Direction. Restate the data exactly as given and keep the pictures out.

Source material.
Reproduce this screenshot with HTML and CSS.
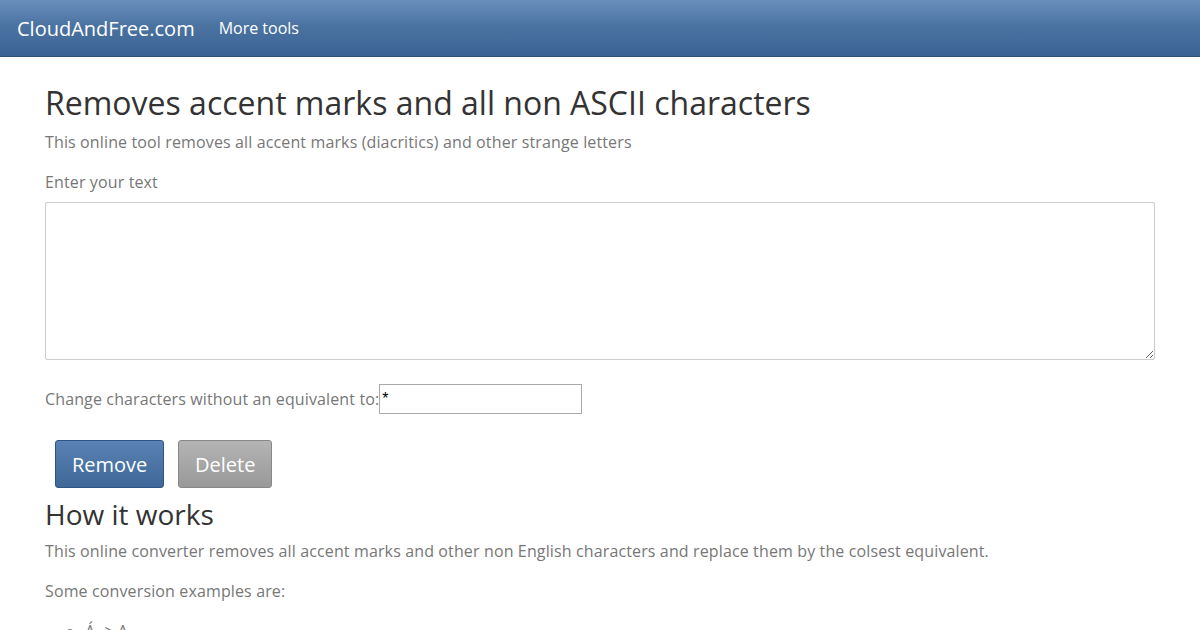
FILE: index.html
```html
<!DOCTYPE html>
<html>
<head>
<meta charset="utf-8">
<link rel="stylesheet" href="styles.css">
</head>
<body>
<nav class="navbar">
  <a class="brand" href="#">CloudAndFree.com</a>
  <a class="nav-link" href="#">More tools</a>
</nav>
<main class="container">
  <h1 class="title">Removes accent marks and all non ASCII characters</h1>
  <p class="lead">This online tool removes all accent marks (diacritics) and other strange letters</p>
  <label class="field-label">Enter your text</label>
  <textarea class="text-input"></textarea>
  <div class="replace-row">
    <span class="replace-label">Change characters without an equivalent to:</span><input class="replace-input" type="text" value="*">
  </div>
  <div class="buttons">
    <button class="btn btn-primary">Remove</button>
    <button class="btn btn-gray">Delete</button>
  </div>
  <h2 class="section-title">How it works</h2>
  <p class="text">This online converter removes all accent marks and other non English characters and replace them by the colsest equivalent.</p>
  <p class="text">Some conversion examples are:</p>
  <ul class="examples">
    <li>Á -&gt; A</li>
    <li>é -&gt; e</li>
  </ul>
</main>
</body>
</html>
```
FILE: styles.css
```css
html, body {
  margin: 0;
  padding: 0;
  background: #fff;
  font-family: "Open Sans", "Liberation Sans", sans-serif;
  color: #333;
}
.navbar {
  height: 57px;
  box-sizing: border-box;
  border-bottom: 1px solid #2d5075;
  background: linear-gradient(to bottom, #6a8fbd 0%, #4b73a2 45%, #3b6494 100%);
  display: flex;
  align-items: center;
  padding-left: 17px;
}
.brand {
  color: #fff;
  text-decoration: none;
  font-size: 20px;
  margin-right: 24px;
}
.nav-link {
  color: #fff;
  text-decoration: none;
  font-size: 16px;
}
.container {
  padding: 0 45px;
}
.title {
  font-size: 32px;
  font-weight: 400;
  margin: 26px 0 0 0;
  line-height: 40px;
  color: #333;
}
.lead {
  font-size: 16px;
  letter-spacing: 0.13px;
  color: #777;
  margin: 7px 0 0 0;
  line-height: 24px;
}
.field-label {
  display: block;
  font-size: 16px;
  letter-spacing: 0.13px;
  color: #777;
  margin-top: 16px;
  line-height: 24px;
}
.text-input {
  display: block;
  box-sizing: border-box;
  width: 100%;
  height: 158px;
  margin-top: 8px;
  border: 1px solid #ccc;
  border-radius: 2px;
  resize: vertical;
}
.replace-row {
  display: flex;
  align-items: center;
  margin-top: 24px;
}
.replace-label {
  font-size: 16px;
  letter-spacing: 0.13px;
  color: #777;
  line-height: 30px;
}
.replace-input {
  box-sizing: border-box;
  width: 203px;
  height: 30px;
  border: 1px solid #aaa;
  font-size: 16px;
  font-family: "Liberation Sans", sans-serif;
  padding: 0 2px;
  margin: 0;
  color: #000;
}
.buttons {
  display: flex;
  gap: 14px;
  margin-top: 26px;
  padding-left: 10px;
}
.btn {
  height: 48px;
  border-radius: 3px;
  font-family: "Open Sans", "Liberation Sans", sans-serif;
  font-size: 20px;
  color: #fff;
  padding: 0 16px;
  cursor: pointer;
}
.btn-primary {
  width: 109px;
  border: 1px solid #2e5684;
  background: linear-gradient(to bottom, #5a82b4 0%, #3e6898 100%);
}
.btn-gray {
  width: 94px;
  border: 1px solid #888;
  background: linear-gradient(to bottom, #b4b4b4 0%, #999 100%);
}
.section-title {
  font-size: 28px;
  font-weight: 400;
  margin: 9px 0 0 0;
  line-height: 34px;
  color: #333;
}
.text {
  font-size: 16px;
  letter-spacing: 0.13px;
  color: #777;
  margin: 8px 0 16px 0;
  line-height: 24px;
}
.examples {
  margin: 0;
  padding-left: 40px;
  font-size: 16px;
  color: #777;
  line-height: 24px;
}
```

Response to this exercise.
Reproduce this screenshot with HTML and CSS.
FILE: index.html
```html
<!DOCTYPE html>
<html>
<head>
<meta charset="utf-8">
<link rel="stylesheet" href="styles.css">
</head>
<body>
<nav class="navbar">
  <a class="brand" href="#">CloudAndFree.com</a>
  <a class="nav-link" href="#">More tools</a>
</nav>
<main class="container">
  <h1 class="title">Removes accent marks and all non ASCII characters</h1>
  <p class="lead">This online tool removes all accent marks (diacritics) and other strange letters</p>
  <label class="field-label">Enter your text</label>
  <textarea class="text-input"></textarea>
  <div class="replace-row">
    <span class="replace-label">Change characters without an equivalent to:</span><input class="replace-input" type="text" value="*">
  </div>
  <div class="buttons">
    <button class="btn btn-primary">Remove</button>
    <button class="btn btn-gray">Delete</button>
  </div>
  <h2 class="section-title">How it works</h2>
  <p class="text">This online converter removes all accent marks and other non English characters and replace them by the colsest equivalent.</p>
  <p class="text">Some conversion examples are:</p>
  <ul class="examples">
    <li>Á -&gt; A</li>
    <li>é -&gt; e</li>
  </ul>
</main>
</body>
</html>
```
FILE: styles.css
```css
html, body {
  margin: 0;
  padding: 0;
  background: #fff;
  font-family: "Open Sans", "Liberation Sans", sans-serif;
  color: #333;
}
.navbar {
  height: 57px;
  box-sizing: border-box;
  border-bottom: 1px solid #2d5075;
  background: linear-gradient(to bottom, #6a8fbd 0%, #4b73a2 45%, #3b6494 100%);
  display: flex;
  align-items: center;
  padding-left: 17px;
}
.brand {
  color: #fff;
  text-decoration: none;
  font-size: 20px;
  margin-right: 24px;
}
.nav-link {
  color: #fff;
  text-decoration: none;
  font-size: 16px;
}
.container {
  padding: 0 45px;
}
.title {
  font-size: 32px;
  font-weight: 400;
  margin: 26px 0 0 0;
  line-height: 40px;
  color: #333;
}
.lead {
  font-size: 16px;
  letter-spacing: 0.13px;
  color: #777;
  margin: 7px 0 0 0;
  line-height: 24px;
}
.field-label {
  display: block;
  font-size: 16px;
  letter-spacing: 0.13px;
  color: #777;
  margin-top: 16px;
  line-height: 24px;
}
.text-input {
  display: block;
  box-sizing: border-box;
  width: 100%;
  height: 158px;
  margin-top: 8px;
  border: 1px solid #ccc;
  border-radius: 2px;
  resize: vertical;
}
.replace-row {
  display: flex;
  align-items: center;
  margin-top: 24px;
}
.replace-label {
  font-size: 16px;
  letter-spacing: 0.13px;
  color: #777;
  line-height: 30px;
}
.replace-input {
  box-sizing: border-box;
  width: 203px;
  height: 30px;
  border: 1px solid #aaa;
  font-size: 16px;
  font-family: "Liberation Sans", sans-serif;
  padding: 0 2px;
  margin: 0;
  color: #000;
}
.buttons {
  display: flex;
  gap: 14px;
  margin-top: 26px;
  padding-left: 10px;
}
.btn {
  height: 48px;
  border-radius: 3px;
  font-family: "Open Sans", "Liberation Sans", sans-serif;
  font-size: 20px;
  color: #fff;
  padding: 0 16px;
  cursor: pointer;
}
.btn-primary {
  width: 109px;
  border: 1px solid #2e5684;
  background: linear-gradient(to bottom, #5a82b4 0%, #3e6898 100%);
}
.btn-gray {
  width: 94px;
  border: 1px solid #888;
  background: linear-gradient(to bottom, #b4b4b4 0%, #999 100%);
}
.section-title {
  font-size: 28px;
  font-weight: 400;
  margin: 9px 0 0 0;
  line-height: 34px;
  color: #333;
}
.text {
  font-size: 16px;
  letter-spacing: 0.13px;
  color: #777;
  margin: 8px 0 16px 0;
  line-height: 24px;
}
.examples {
  margin: 0;
  padding-left: 40px;
  font-size: 16px;
  color: #777;
  line-height: 24px;
}
```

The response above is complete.